Evelyn: “Acho absolutamente necessário, o carnaval é uma revolução e precisamos de temas para serem debatidos. Precisamos tirar as pessoas da inércia e fazer as pessoas conversar sobre temas necessários. Eu sou absolutamente fã de enredos polêmicos e digo polêmico porque causam opiniões divergentes. Toda vez que passamos na Marquês de Sapucaí a gente revoluciona e trazemos o olhar do mundo inteiro para cá, por isso a necessidade de falar dos nossos problemas para que eles possam ser consertados ou que ao menos tentem consertar. Temos que abordar esses temas para que a gente traga mais pessoas para o nosso lado e que tenham uma visão ampliada de tudo que acontece na sociedade. O carnaval, além de trazer a felicidade e ser uma festa, ele é revolução”.
A Viviane Araújo é conhecida como rainha das rainhas e você como a rainha do samba no pé. Você gosta disso? Acredita que tenha alguma rivalidade entre as rainhas?
Evelyn: “Eu não acredito nessa rivalidade entre as rainhas e acredito que é uma cultura de vaidade que precisa ser encerrada. Cada rainha tem uma proposta, tem uma história, samba de uma maneira. Eu acredito que a forma de dançar de cada uma é relacionada a energia conforme a do seu orixá, por isso algumas pessoas preferem uma ou outras, o que para mim é uma questão energética que as pessoas são atraídas. Essa rivalidade, para mim, não tem. Eu me relaciono com muitas delas e não existe nenhum tipo de disputa. Cada uma tem sua história e é muito difícil ser rainha de bateria, é uma cobrança muito grande com o corpo, de sorrisos e por trás das rainhas de baterias existem mulheres que tem seu dia-a-dia, tem seus problemas, suas dores, suas vitórias e sua rotina”.
Até quando você pensa em ficar rainha de bateria? Já pensou em ser presidente da Mangueira?
Evelyn: “Tenho 26 anos e não pretendo parar por agora. Cada ano fico mais empolgada e a Mangueira com esses enredos me empolga sempre mais. Tenho uma relação de amizade, lealdade com a gestão atual da escola, com a comunidade. É algo bem confortável, prazeroso e o que te dá prazer você quer manter. Busco sempre estar melhor, em dar o melhor, ligada nas situações da escola. Sobre a presidência é algo bem complicado, nunca pensei, mas sempre que a escola precisam de mim sabem que podem contar comigo. Sou uma aliada da Estação Primeira de Mangueira e o futuro a Deus pertence”.
Hoje, a gente vê que nem todas as meninas tem o sonho de ser passistas e tendem mais para o lado do funk. Por que você acha que isso acontece?

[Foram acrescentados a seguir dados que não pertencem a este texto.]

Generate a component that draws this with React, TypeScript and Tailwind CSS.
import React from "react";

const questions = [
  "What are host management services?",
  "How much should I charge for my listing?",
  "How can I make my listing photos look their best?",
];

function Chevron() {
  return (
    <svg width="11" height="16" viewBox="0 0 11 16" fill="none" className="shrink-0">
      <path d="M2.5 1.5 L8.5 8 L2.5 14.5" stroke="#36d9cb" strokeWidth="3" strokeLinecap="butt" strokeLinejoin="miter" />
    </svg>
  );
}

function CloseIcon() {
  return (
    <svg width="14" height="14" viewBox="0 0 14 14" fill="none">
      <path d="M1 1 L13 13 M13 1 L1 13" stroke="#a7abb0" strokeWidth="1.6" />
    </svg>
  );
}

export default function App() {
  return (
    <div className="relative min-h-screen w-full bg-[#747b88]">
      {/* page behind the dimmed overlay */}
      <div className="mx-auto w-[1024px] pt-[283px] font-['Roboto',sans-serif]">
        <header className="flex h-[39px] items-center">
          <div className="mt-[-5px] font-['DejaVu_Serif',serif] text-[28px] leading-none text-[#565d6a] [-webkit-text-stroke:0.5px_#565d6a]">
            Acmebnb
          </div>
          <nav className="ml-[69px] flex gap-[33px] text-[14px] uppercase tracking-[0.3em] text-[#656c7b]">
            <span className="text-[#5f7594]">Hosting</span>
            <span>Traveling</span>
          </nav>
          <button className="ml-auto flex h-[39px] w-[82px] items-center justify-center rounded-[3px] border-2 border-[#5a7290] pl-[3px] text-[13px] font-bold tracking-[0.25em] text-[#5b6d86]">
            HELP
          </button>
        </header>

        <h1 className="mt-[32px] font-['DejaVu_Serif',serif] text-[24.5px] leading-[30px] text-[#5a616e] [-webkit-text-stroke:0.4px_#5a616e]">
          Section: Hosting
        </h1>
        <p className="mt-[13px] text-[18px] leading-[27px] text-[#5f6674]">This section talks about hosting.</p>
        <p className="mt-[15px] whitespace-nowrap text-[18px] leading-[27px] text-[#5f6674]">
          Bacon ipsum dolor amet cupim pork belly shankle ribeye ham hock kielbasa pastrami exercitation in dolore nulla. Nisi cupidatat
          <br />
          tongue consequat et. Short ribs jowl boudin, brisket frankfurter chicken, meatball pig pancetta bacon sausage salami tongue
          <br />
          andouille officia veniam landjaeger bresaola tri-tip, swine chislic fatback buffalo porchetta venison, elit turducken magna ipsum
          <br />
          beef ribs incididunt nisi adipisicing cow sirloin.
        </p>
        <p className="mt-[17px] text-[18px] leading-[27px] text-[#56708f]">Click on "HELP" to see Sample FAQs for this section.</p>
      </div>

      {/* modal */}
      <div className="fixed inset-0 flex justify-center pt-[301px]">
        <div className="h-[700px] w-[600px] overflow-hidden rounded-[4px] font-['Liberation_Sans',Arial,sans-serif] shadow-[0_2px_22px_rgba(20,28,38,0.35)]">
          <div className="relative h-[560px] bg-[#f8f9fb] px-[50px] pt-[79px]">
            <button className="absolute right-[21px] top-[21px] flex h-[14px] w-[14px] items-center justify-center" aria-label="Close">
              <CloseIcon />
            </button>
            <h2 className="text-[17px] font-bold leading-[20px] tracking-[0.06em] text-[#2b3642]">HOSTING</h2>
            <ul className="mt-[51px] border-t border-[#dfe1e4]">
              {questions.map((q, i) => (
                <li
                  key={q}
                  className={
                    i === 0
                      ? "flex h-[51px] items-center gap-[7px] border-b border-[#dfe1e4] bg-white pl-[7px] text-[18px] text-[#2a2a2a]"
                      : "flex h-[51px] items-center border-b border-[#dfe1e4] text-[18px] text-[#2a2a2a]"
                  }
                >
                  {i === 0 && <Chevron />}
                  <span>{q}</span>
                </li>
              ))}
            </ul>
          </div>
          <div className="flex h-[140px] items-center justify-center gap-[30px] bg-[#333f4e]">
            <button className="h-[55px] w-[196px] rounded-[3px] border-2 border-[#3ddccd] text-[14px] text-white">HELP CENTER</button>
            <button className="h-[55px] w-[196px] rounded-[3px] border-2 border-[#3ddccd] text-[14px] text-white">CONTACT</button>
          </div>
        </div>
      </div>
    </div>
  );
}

Evelyn: “Eu acredito que hoje as meninas estão revendo essa questão. Há um tempo atrás não tinham meninas de comunidade na frente de uma bateria, crescendo, subindo um degrau. Nossas meninas perderam perspectiva no samba e por outro lado temos o funk com vários exemplos de crescimento como Anitta e Ludmilla. Ouvimos músicas em todos os lugares, por exemplo, da Ludmilla, uma mulher negra que levanta suas bandeiras. São meninas que vieram de baixo, que vemos uma evolução. Precisamos dar perspectivas para essas meninas, elas precisam ver pessoas subindo degraus para que possam subir também. Mas hoje, temos muitas meninas da comunidade na frente da bateria como a Raíssa, a Bianca, a Raphaela então isso vai retomando um sonho que algum tempo atrás estava adormecido dentro das meninas que não viam uma oportunidade de estar à frente do coração da sua escola”.

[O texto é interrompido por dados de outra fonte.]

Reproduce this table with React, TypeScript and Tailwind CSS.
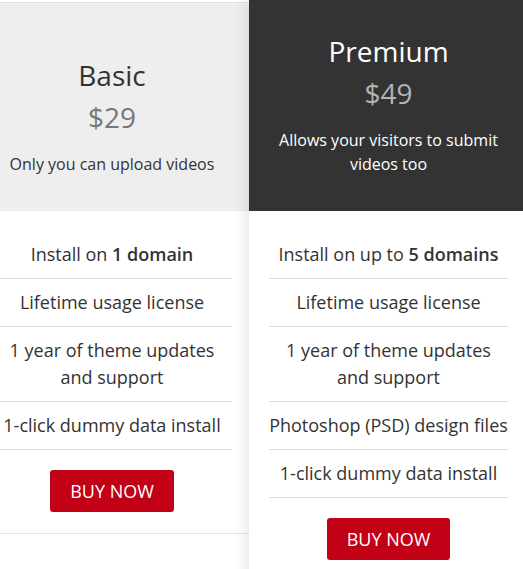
import React from 'react';

type Feature = { text: React.ReactNode };

const basicFeatures: Feature[] = [
  { text: <>Install on <span className="font-semibold">1 domain</span></> },
  { text: 'Lifetime usage license' },
  { text: <>1 year of theme updates<br />and support</> },
  { text: '1-click dummy data install' },
];

const premiumFeatures: Feature[] = [
  { text: <>Install on up to <span className="font-semibold">5 domains</span></> },
  { text: 'Lifetime usage license' },
  { text: <>1 year of theme updates<br />and support</> },
  { text: 'Photoshop (PSD) design files' },
  { text: '1-click dummy data install' },
];

function FeatureList({ items }: { items: Feature[] }) {
  return (
    <ul className="flex flex-col pt-[20px]">
      {items.map((f, i) => (
        <li
          key={i}
          className="border-b border-[#dddddd] py-[10px] text-center text-[18px] leading-[27px] text-[#333333]"
        >
          {f.text}
        </li>
      ))}
    </ul>
  );
}

function BuyButton() {
  return (
    <div className="flex justify-center pt-[20px] pb-[21px]">
      <button className="h-[42px] rounded-[3px] bg-[#c20016] px-5 text-[18px] leading-[42px] text-white">
        BUY NOW
      </button>
    </div>
  );
}

export default function App() {
  return (
    <div
      className="flex h-[569px] w-[523px] items-start overflow-hidden bg-white"
      style={{ fontFamily: '"Open Sans", "Noto Sans", sans-serif' }}
    >
      {/* Basic */}
      <div className="ml-[-28px] mt-[2px] w-[280px] shrink-0 border-t border-b border-[#e3e3e3] bg-white">
        <div className="flex h-[208px] flex-col items-center justify-end bg-[#eeeeee] px-5 pb-[35px]">
          <h2 className="text-[28px] leading-[42px] text-[#333333]">Basic</h2>
          <div className="text-[28px] leading-[42px] text-[#777777]">$29</div>
          <p className="mt-[14px] text-center text-[16px] leading-[24px] text-[#333333]">
            Only you can upload videos
          </p>
        </div>
        <div className="px-5">
          <FeatureList items={basicFeatures} />
          <BuyButton />
        </div>
      </div>

      {/* Premium */}
      <div className="relative z-10 ml-[-3px] w-[279px] shrink-0 bg-white shadow-[0_0_16px_rgba(0,0,0,0.14)]">
        <div className="flex h-[211px] flex-col items-center justify-end bg-[#333333] px-5 pb-[35px]">
          <h2 className="text-[28px] leading-[42px] text-white">Premium</h2>
          <div className="text-[28px] leading-[42px] text-[#b4b4b4]">$49</div>
          <p className="mt-[14px] text-center text-[16px] leading-[24px] text-white">
            Allows your visitors to submit
            <br />
            videos too
          </p>
        </div>
        <div className="px-5">
          <FeatureList items={premiumFeatures} />
          <BuyButton />
        </div>
      </div>
    </div>
  );
}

Para você como as escolas podem abrir mais para o lado social?
Evelyn: “Na Mangueira a gente tem muito, eu fiz parte de projetos sociais, cresci dentro desses projetos. Eu acredito que a melhor forma é abrindo suas portas, trazendo seus patrocinadores para que antes de investirem na festa, investirem dentro do social pois o carnaval salva vidas. Estar dentro da escola de samba, participar ativamente de fato salva a vida de muitas pessoas e eu já vi muitas serem salvas. Envolvendo os patrocinadores com esse lado social, que muitos gostam além de fazer a festa. Temos aqui um curso de passistas, de mestre-sala e porta-bandeira mas que tem uma cesta básica, lanche, a troca de conversa que é muito importante. Todos os projetos sociais só acontecem se a escola de samba abrir as portas para comunidade”.
Sua mãe foi rainha e você seguiu os passos dela. Hoje, vemos sua irmã que já foi rainha da bateria da Mangueira do Amanhã e agora faz parte da ala de passistas da escola. Como é a relação de vocês com o samba?

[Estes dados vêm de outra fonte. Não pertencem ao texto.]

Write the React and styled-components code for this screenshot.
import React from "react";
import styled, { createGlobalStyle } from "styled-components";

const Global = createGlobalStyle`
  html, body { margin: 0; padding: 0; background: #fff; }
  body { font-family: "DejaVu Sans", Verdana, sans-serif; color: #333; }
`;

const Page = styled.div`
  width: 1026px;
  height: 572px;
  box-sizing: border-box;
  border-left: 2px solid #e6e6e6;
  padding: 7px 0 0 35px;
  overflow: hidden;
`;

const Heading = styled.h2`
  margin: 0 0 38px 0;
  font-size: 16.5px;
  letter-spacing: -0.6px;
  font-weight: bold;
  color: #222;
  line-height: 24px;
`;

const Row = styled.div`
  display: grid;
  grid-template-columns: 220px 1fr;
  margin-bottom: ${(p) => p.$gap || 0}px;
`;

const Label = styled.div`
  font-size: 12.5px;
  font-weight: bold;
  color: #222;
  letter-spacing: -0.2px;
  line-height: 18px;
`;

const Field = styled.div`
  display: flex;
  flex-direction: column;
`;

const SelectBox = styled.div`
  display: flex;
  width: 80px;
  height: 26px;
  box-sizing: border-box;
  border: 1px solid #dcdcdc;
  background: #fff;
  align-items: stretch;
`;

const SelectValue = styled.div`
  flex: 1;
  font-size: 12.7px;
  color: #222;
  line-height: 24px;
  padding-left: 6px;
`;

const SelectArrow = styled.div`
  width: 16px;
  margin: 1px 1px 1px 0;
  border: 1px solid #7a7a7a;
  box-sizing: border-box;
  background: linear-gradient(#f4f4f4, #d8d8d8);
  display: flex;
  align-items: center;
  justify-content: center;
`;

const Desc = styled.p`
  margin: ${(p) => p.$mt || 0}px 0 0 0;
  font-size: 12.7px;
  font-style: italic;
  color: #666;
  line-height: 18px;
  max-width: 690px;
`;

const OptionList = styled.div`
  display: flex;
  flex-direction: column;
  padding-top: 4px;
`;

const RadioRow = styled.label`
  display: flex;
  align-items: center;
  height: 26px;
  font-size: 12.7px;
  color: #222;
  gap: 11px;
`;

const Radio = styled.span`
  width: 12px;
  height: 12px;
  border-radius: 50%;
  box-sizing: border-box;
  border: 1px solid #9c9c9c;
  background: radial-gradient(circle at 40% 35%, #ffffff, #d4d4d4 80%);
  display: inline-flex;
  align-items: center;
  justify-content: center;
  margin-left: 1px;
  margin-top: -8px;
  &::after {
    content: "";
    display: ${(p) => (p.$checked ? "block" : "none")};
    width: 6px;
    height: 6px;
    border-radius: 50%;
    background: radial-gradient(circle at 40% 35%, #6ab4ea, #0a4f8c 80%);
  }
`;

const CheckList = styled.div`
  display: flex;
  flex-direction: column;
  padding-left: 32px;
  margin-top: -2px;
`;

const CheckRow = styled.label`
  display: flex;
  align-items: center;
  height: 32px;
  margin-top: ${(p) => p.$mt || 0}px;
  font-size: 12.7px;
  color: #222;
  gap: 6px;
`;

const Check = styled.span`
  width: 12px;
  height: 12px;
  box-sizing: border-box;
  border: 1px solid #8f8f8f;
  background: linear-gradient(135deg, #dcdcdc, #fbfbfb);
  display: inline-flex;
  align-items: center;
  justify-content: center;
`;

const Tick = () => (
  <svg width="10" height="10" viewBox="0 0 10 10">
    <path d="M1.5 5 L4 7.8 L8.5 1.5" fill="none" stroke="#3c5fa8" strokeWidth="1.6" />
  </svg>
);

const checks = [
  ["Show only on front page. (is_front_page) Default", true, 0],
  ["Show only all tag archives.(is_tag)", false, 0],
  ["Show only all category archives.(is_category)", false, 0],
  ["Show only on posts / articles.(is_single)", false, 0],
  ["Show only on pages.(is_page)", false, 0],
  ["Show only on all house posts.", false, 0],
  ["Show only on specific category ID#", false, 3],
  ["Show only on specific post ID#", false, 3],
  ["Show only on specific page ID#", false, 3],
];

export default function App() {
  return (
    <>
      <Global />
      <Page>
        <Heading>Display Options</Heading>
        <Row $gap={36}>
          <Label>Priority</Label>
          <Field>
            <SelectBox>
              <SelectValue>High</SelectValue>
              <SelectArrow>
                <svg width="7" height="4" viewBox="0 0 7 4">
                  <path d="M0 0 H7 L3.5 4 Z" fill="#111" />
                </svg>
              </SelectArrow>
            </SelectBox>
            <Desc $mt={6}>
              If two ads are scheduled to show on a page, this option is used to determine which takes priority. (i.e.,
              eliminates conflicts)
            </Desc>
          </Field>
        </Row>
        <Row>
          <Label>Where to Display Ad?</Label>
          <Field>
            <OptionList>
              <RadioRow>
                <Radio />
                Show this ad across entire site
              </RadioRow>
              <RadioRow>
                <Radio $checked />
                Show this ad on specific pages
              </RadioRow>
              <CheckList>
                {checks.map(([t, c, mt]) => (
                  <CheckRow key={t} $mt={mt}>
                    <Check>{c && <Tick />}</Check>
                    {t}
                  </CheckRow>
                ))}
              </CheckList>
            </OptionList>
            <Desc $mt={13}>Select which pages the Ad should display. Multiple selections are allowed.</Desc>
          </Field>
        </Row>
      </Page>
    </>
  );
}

Evelyn: “Falamos muito sobre samba, sambamos na frente do espelho, alguns treinamentos que faço minha irmã faz também. Minha mãe é muito detalhista e sempre viu mais coisas a consertar do que coisas a serem mantidas (risos), mas estamos sempre vendo detalhes que por estarmos ensaiando não percebemos, mas ela consegue enxergar e conversa com a gente. Nos dá o feedback dela, o que acha, o que viu, para irmos nos moldando e nos consertando”.